DATA PROVIDED:
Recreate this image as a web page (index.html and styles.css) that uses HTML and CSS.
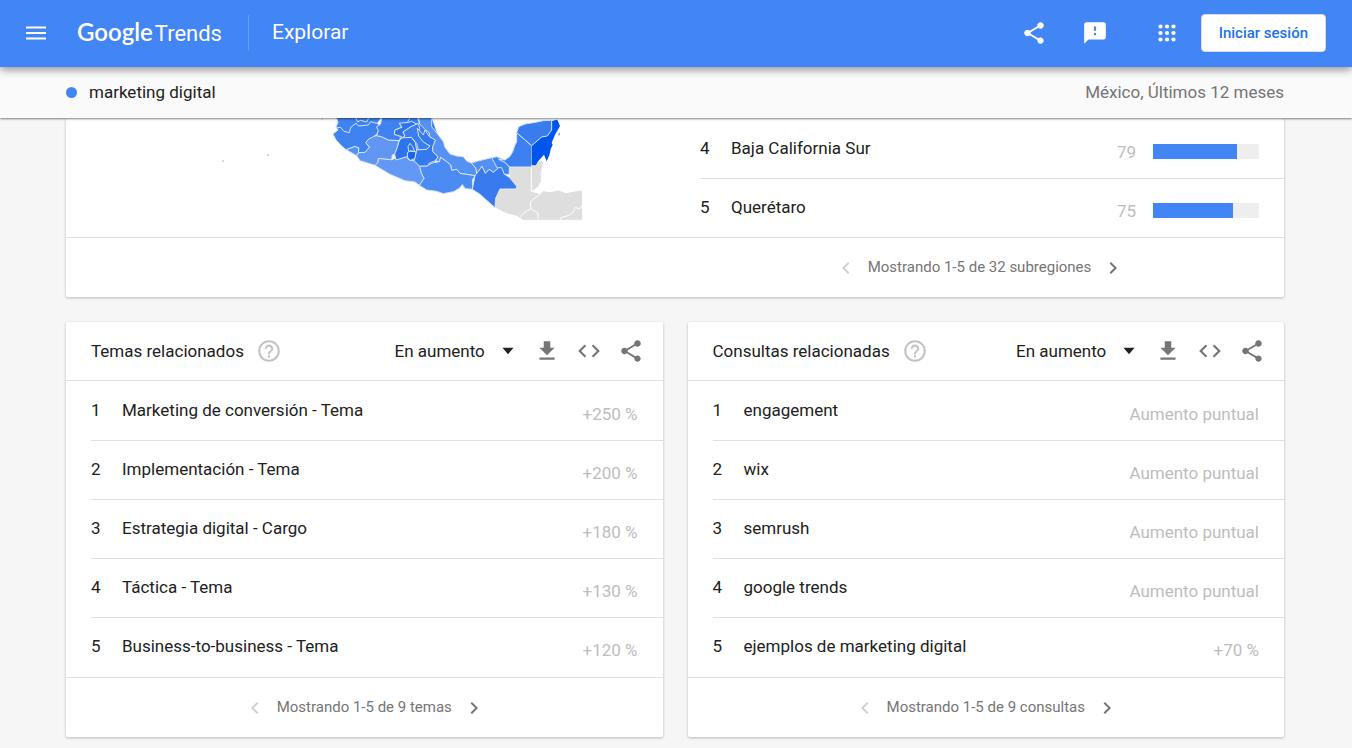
FILE: index.html
```html
<!DOCTYPE html>
<html lang="es">
<head>
<meta charset="utf-8">
<meta name="viewport" content="width=device-width, initial-scale=1">
<title>marketing digital - Explorar - Google Trends</title>
<link rel="stylesheet" href="styles.css">
</head>
<body>
<svg class="sprite" aria-hidden="true">
  <symbol id="share" viewBox="0 0 24 24"><path d="M18 16.08c-.76 0-1.44.3-1.96.77L8.91 12.7c.05-.23.09-.46.09-.7s-.04-.47-.09-.7l7.05-4.11c.54.5 1.25.81 2.04.81 1.66 0 3-1.34 3-3s-1.34-3-3-3-3 1.34-3 3c0 .24.04.47.09.7L8.04 9.81C7.5 9.31 6.79 9 6 9c-1.66 0-3 1.34-3 3s1.34 3 3 3c.79 0 1.5-.31 2.04-.81l7.12 4.16c-.05.21-.08.43-.08.65 0 1.61 1.31 2.92 2.92 2.92s2.92-1.31 2.92-2.92-1.31-2.92-2.92-2.92z"/></symbol>
  <symbol id="download" viewBox="0 0 24 24"><path d="M19 9h-4V3H9v6H5l7 7 7-7zM5 18v2h14v-2H5z"/></symbol>
  <symbol id="code" viewBox="0 0 24 24"><path d="M9.4 16.6L4.8 12l4.6-4.6L8 6l-6 6 6 6 1.4-1.4zm5.2 0l4.6-4.6-4.6-4.6L16 6l6 6-6 6-1.4-1.4z"/></symbol>
  <symbol id="help" viewBox="0 0 24 24"><path d="M11 18h2v-2h-2v2zm1-16C6.48 2 2 6.48 2 12s4.48 10 10 10 10-4.48 10-10S17.52 2 12 2zm0 18c-4.41 0-8-3.59-8-8s3.59-8 8-8 8 3.59 8 8-3.59 8-8 8zm0-14c-2.21 0-4 1.79-4 4h2c0-1.1.9-2 2-2s2 .9 2 2c0 2-3 1.75-3 5h2c0-2.25 3-2.5 3-5 0-2.21-1.79-4-4-4z"/></symbol>
  <symbol id="left" viewBox="0 0 24 24"><path d="M15.41 7.41L14 6l-6 6 6 6 1.41-1.41L10.83 12z"/></symbol>
  <symbol id="right" viewBox="0 0 24 24"><path d="M10 6L8.59 7.41 13.17 12l-4.58 4.59L10 18l6-6z"/></symbol>
  <symbol id="caret" viewBox="0 0 24 24"><path d="M6 8.500h12l-6 7z"/></symbol>
</svg>

<header class="topbar">
  <button class="icon-btn menu" aria-label="Menú principal"><svg class="icon" viewBox="0 0 24 24"><path d="M2 5.500h20v2H2zM2 11h20v2H2zM2 16.500h20v2H2z"/></svg></button>
  <a class="logo" href="#"><span class="logo-google">Google</span><span class="logo-trends">Trends</span></a>
  <h1 class="page-title">Explorar</h1>
  <div class="top-actions">
    <button class="icon-btn" aria-label="Compartir"><svg class="icon large"><use href="#share"/></svg></button>
    <button class="icon-btn" aria-label="Enviar comentarios"><svg class="icon large" viewBox="0 0 24 24"><path d="M20 2H4c-1.100 0-2 .9-2 2v18l4-4h14c1.100 0 2-.9 2-2V4c0-1.100-.9-2-2-2zm-7 12h-2v-2h2v2zm0-4h-2V6h2v4z"/></svg></button>
    <button class="icon-btn apps" aria-label="Aplicaciones de Google"><svg class="icon" viewBox="0 0 24 24"><g><circle cx="5.500" cy="5.500" r="2.100"/><circle cx="12" cy="5.500" r="2.100"/><circle cx="18.500" cy="5.500" r="2.100"/><circle cx="5.500" cy="12" r="2.100"/><circle cx="12" cy="12" r="2.100"/><circle cx="18.500" cy="12" r="2.100"/><circle cx="5.500" cy="18.500" r="2.100"/><circle cx="12" cy="18.500" r="2.100"/><circle cx="18.500" cy="18.500" r="2.100"/></g></svg></button>
    <a class="signin" href="#">Iniciar sesión</a>
  </div>
</header>

<div class="termbar">
  <span class="dot"></span>
  <span class="term">marketing digital</span>
  <span class="scope">México, Últimos 12 meses</span>
</div>

<main class="content">
  <section class="card regions" aria-label="Interés por subregión">
    <div class="region-body">
      <svg class="map" viewBox="210 118 380 106" role="img" aria-label="Mapa de México">
        <g transform="translate(310 110) scale(.33333)" stroke="#d3e2fc" stroke-width="3" stroke-linejoin="round">
          <path fill="#dedede" stroke="#fff" d="M598 171H664V155L680 157L694 150L700 158L694 190L694 215L684 232L667 244L690 250L700 242L722 245L745 240L768 248L800 242L818 240V331H640L620 319L586 310L555 293L557 265L570 237H618L612 225L598 210Z"/>
          <path fill="none" stroke="#fff" d="M664 171V243L692 250L662 275V297L648 304L630 320M662 297L684 309V328M818 285L808 297L796 292L788 309L775 317L752 323V329"/>
          <path fill="#3c7eef" stroke="none" d="M216 15H362L395 110L370 165L328 168L215 90Z"/>
          <path fill="#5491f3" d="M325 15H365V50L385 75L400 95L405 112L420 132L440 138L460 140L470 153L484 159L498 175L501 192L495 197L450 190L440 178L425 181L422 165L410 155L392 142L388 155L376 152L384 140L368 125V110L376 92L358 79L358 68L345 58L329 42Z"/>
          <path fill="#4b8bf2" d="M328 168L350 168L370 158L388 155L392 142L410 155L422 165L425 181L440 178L450 190L495 197L487 210L489 238L466 236L457 224L448 235L430 245L400 251L380 244L350 240L328 226L342 205L334 190Z"/>
          <path fill="#6399f4" d="M195 166L203 158L205 145L245 149L262 142L290 140L298 150L312 152L328 168L334 190L342 205L328 226L315 216L285 212L240 193L210 175Z"/>
          <path fill="#6197f3" d="M175 88L185 80L200 77L215 80L235 90L268 92L262 110L256 131L247 135L245 149L205 145L203 158L195 166L150 152L140 137L145 128L165 127L178 112L167 98Z"/>
          <path fill="#5491f3" d="M108 119L135 109L147 114L145 128L140 137Z"/>
          <path fill="#4082f0" d="M78 20L84 37L78 52L84 60L69 72L78 90L95 108L108 119L135 109L147 114L145 128L165 127L178 112L167 98L175 88L190 80L200 73L212 50L202 40L216 20Z"/>
          <path fill="#4082f0" d="M216 18L212 42L200 50L205 62L200 77L215 80L235 90L268 92L275 80L253 73L255 60L275 52L268 40L290 42L296 30L303 18Z"/>
          <path fill="#2d74ed" d="M296 37L268 40L276 52L255 60L253 73L275 80V86L285 78L279 66L303 50L325 45L305 34Z"/>
          <path fill="#3c7eef" d="M303 50L325 40L329 55L325 75L342 90L350 102L360 108L350 118L325 120L320 100L304 82L268 88L285 78L279 66Z"/>
          <path fill="#3579ee" d="M322 55L340 75L345 60L358 80L376 90L368 110V125L384 140L376 152L358 159L352 168L328 168L312 152L318 120L350 118L360 108L340 96L326 78Z"/>
          <path fill="#2c73ed" d="M268 92L275 84L304 82L316 98L320 120L312 152L298 150L290 140L258 150L254 132L262 112Z"/>
          <path fill="#1a66e9" d="M292 128L302 122L318 126L315 145L302 151L293 143Z"/>
          <path fill="none" d="M78 54L92 52L102 64L118 68L122 52L138 40L146 48L175 45L182 35L201 40M137 24L143 36L152 31L170 36L176 24M300 100L294 110L296 124H314L308 110ZM322 22L329 42"/>
          <path fill="#5390f3" d="M484 159L500 154L545 143L555 148L561 162L566 173L550 187L538 178L526 190L516 169L500 192L498 175Z"/>
          <path fill="#4385f0" d="M545 143L560 140L579 148L586 158L598 171V193H583L575 179L561 173Z"/>
          <path fill="#397bef" d="M495 197L516 169L526 190L538 178L550 187L566 173L575 173L583 193L598 202L620 229L618 237H570L557 265L555 293L510 253L487 238Z"/>
          <path fill="#3c80f1" d="M585 150L600 139L608 125L615 105L620 96L620 68L665 107V171H598L586 158L566 148Z"/>
          <path fill="#0055ec" stroke="none" d="M665 107L695 80L712 77L725 58L726 33L737 30L742 29L750 48L735 74L725 98L728 104L722 118L718 136L710 154L702 134L685 153L677 166L665 165ZM744 76L750 67L748 76Z"/>
          <path fill="#387cee" d="M620 68L626 50L645 42L670 38L700 32L725 31L725 60L712 78L695 81L665 107Z"/>
        </g>
        <path fill="#c8d9f5" d="M222 160h2v2h-2zM267 154l2 0v2h-2zM321 118l2 2h-2z"/>
      </svg>
      <ol class="rows region-rows" start="4">
        <li class="row"><span class="rank">4</span><a class="name" href="#">Baja California Sur</a><span class="value">79</span><span class="bar"><span class="bar-fill" style="width:79%"></span></span></li>
        <li class="row"><span class="rank">5</span><a class="name" href="#">Querétaro</a><span class="value">75</span><span class="bar"><span class="bar-fill" style="width:75%"></span></span></li>
      </ol>
    </div>
    <footer class="pager half"><button aria-label="Anterior" disabled><svg class="icon"><use href="#left"/></svg></button><span>Mostrando 1-5 de 32 subregiones</span><button aria-label="Siguiente"><svg class="icon"><use href="#right"/></svg></button></footer>
  </section>

  <section class="card">
    <header class="card-head">
      <h2>Temas relacionados</h2>
      <button class="icon-btn help" aria-label="Ayuda"><svg class="icon large"><use href="#help"/></svg></button>
      <div class="picker"><select aria-label="Ordenar temas"><option>En aumento</option><option>Principales</option></select><svg class="icon caret"><use href="#caret"/></svg></div>
      <div class="tools">
        <button class="icon-btn" aria-label="Descargar"><svg class="icon large"><use href="#download"/></svg></button>
        <button class="icon-btn" aria-label="Insertar"><svg class="icon large"><use href="#code"/></svg></button>
        <button class="icon-btn" aria-label="Compartir"><svg class="icon large"><use href="#share"/></svg></button>
      </div>
    </header>
    <ol class="rows">
      <li class="row"><span class="rank">1</span><a class="name" href="#">Marketing de conversión - Tema</a><span class="value">+250 %</span></li>
      <li class="row"><span class="rank">2</span><a class="name" href="#">Implementación - Tema</a><span class="value">+200 %</span></li>
      <li class="row"><span class="rank">3</span><a class="name" href="#">Estrategia digital - Cargo</a><span class="value">+180 %</span></li>
      <li class="row"><span class="rank">4</span><a class="name" href="#">Táctica - Tema</a><span class="value">+130 %</span></li>
      <li class="row"><span class="rank">5</span><a class="name" href="#">Business-to-business - Tema</a><span class="value">+120 %</span></li>
    </ol>
    <footer class="pager"><button aria-label="Anterior" disabled><svg class="icon"><use href="#left"/></svg></button><span>Mostrando 1-5 de 9 temas</span><button aria-label="Siguiente"><svg class="icon"><use href="#right"/></svg></button></footer>
  </section>

  <section class="card">
    <header class="card-head">
      <h2>Consultas relacionadas</h2>
      <button class="icon-btn help" aria-label="Ayuda"><svg class="icon large"><use href="#help"/></svg></button>
      <div class="picker"><select aria-label="Ordenar consultas"><option>En aumento</option><option>Principales</option></select><svg class="icon caret"><use href="#caret"/></svg></div>
      <div class="tools">
        <button class="icon-btn" aria-label="Descargar"><svg class="icon large"><use href="#download"/></svg></button>
        <button class="icon-btn" aria-label="Insertar"><svg class="icon large"><use href="#code"/></svg></button>
        <button class="icon-btn" aria-label="Compartir"><svg class="icon large"><use href="#share"/></svg></button>
      </div>
    </header>
    <ol class="rows">
      <li class="row"><span class="rank">1</span><a class="name" href="#">engagement</a><span class="value">Aumento puntual</span></li>
      <li class="row"><span class="rank">2</span><a class="name" href="#">wix</a><span class="value">Aumento puntual</span></li>
      <li class="row"><span class="rank">3</span><a class="name" href="#">semrush</a><span class="value">Aumento puntual</span></li>
      <li class="row"><span class="rank">4</span><a class="name" href="#">google trends</a><span class="value">Aumento puntual</span></li>
      <li class="row"><span class="rank">5</span><a class="name" href="#">ejemplos de marketing digital</a><span class="value">+70 %</span></li>
    </ol>
    <footer class="pager"><button aria-label="Anterior" disabled><svg class="icon"><use href="#left"/></svg></button><span>Mostrando 1-5 de 9 consultas</span><button aria-label="Siguiente"><svg class="icon"><use href="#right"/></svg></button></footer>
  </section>
</main>
</body>
</html>
```
FILE: styles.css
```css
* { box-sizing: border-box; }
body {
  margin: 0;
  background: #f6f6f6;
  color: #212121;
  font: 17px/24px Roboto, "Liberation Sans", sans-serif;
}
a { color: inherit; text-decoration: none; }
button, select { font: inherit; color: inherit; background: none; border: 0; padding: 0; margin: 0; }
h1, h2, ol { margin: 0; padding: 0; font-size: inherit; font-weight: 400; }
ol { list-style: none; }
.sprite { display: none; }
.icon { display: block; width: 24px; height: 24px; fill: currentColor; }
.large { width: 26px; height: 26px; }
.icon-btn { display: block; cursor: pointer; }

.topbar {
  position: relative;
  z-index: 2;
  display: flex;
  align-items: center;
  min-height: 67px;
  padding: 0 26px 1px 24px;
  background: #4285f4;
  color: #fff;
  box-shadow: 0 3px 8px rgba(0, 0, 0, .4);
}
.logo {
  display: flex;
  align-items: baseline;
  gap: 2px;
  margin-left: 29px;
  padding-right: 26px;
  line-height: 34px;
  border-right: 1px solid #659cf6;
}
.logo-google { font: 600 24px/34px Lato, sans-serif; }
.logo-trends { font-size: 22px; }
.page-title { margin-left: 23px; padding-bottom: 2px; font-size: 21px; }
.top-actions { display: flex; align-items: center; gap: 35px; margin-left: auto; }
.apps { margin-left: 12px; }
.signin {
  margin-left: -13px;
  padding: 6px 17px;
  border: 1px solid #dadce0;
  border-radius: 4px;
  background: #fff;
  color: #1a73e8;
  font-size: 15px;
  font-weight: 500;
}

.termbar {
  position: relative;
  z-index: 1;
  display: flex;
  align-items: center;
  min-height: 51px;
  padding: 0 68px 1px 66px;
  background: #fafafa;
  box-shadow: 0 1px 2px rgba(0, 0, 0, .5);
}
.dot { width: 11px; height: 11px; margin-right: 12px; border-radius: 50%; background: #4285f4; }
.scope { margin-left: auto; color: #757575; }

.content {
  display: grid;
  grid-template-columns: 1fr 1fr;
  gap: 25px;
  padding: 0 68px 11px 66px;
}
.card { background: #fff; border-radius: 2px; box-shadow: 0 1px 3px rgba(0, 0, 0, .26); }
.regions { grid-column: 1 / -1; }
.region-body { display: grid; grid-template-columns: 1fr 1fr; }
.map { width: 380px; height: 106px; margin-left: 144px; }

.card-head {
  display: flex;
  align-items: center;
  min-height: 59px;
  padding: 0 19px 1px 25px;
  border-bottom: 1px solid #e0e0e0;
}
.help { margin-left: 12px; color: #c4c4c4; }
.picker { display: flex; align-items: center; position: relative; margin-left: auto; }
.picker select { appearance: none; padding-right: 33px; cursor: pointer; }
.caret { position: absolute; right: 0; width: 22px; height: 22px; pointer-events: none; }
.tools { display: flex; gap: 16px; margin-left: 15px; color: #757575; }

.rows { padding: 0 0 1px 25px; }
.region-rows { padding: 1px 0 0 25px; }
.row { display: flex; align-items: center; min-height: 59px; padding: 0 25px 2px 0; }
.row + .row { border-top: 1px solid #e0e0e0; }
.rank { width: 31px; }
.value { margin-left: auto; padding-top: 8px; color: #bdbdbd; }
.bar { width: 106px; height: 15px; margin: 7px 0 0 17px; background: #eee; }
.bar-fill { display: block; height: 100%; background: #4285f4; }

.pager {
  display: flex;
  align-items: center;
  justify-content: center;
  gap: 10px;
  min-height: 60px;
  padding-bottom: 1px;
  border-top: 1px solid #e0e0e0;
  color: #757575;
  font-size: 15px;
}
.pager button { padding-top: 2px; cursor: pointer; }
.pager button:disabled { color: #d0d0d0; }
.half { padding-left: 50%; }
```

EXERCISE AIM: Check each line of the data above for the word "styles" and say how many lines have it. Give the number alone.

RESPONSE FOR THIS EXERCISE: 3